This isn't necessarily true; QM allows what's called interaction-free
measurement. Say you have a particle that's in a superposition of two states
(or places, or whatever), which I'll call A and B. You do something that'll
interact (and detect) it if it's in A. If you _didn 't_ detect it, that means
you've effectively measured it as being in B.

You can also turn it around, and use a particle in a superposition to see if
an object (that it _would_ interact with if it's in state A) exists; if the
object exists, the possibility of interacting with it will destroy
interference effects between the parts of the particle's superposition,
allowing you to infer the existence of the object. The Elitzur–Vaidman bomb
tester
([https://en.wikipedia.org/wiki/Elitzur–Vaidman_bomb_tester](https://en.wikipedia.org/wiki/Elitzur–Vaidman_bomb_tester))

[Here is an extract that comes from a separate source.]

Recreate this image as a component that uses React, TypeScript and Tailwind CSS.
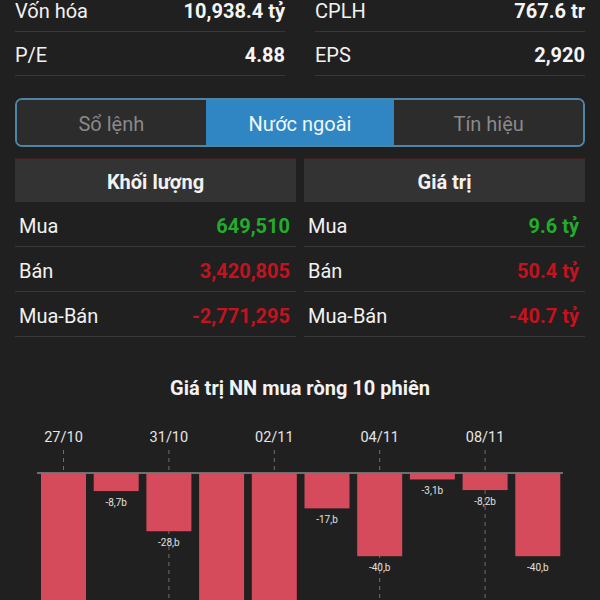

is an extreme example of this: it lets you verify that a bomb is "live" (will
explode if interacted with), with only a 50% chance of setting it off.

Another example is the interaction-free version of the quantum Zeno effect.
The quantum Zeno effect is that (under the right circumstances) a particle can
be trapped in a particular state by continuously measuring whether it's still
in the state. In the interaction-free version, you use something that'll
interact if the particle ever leaves the state... and it never does. This has
actually been done; see
[https://www.nature.com/articles/ncomms7811?WT.ec_id=NCOMMS-2...](https://www.nature.com/articles/ncomms7811?WT.ec_id=NCOMMS-20150415)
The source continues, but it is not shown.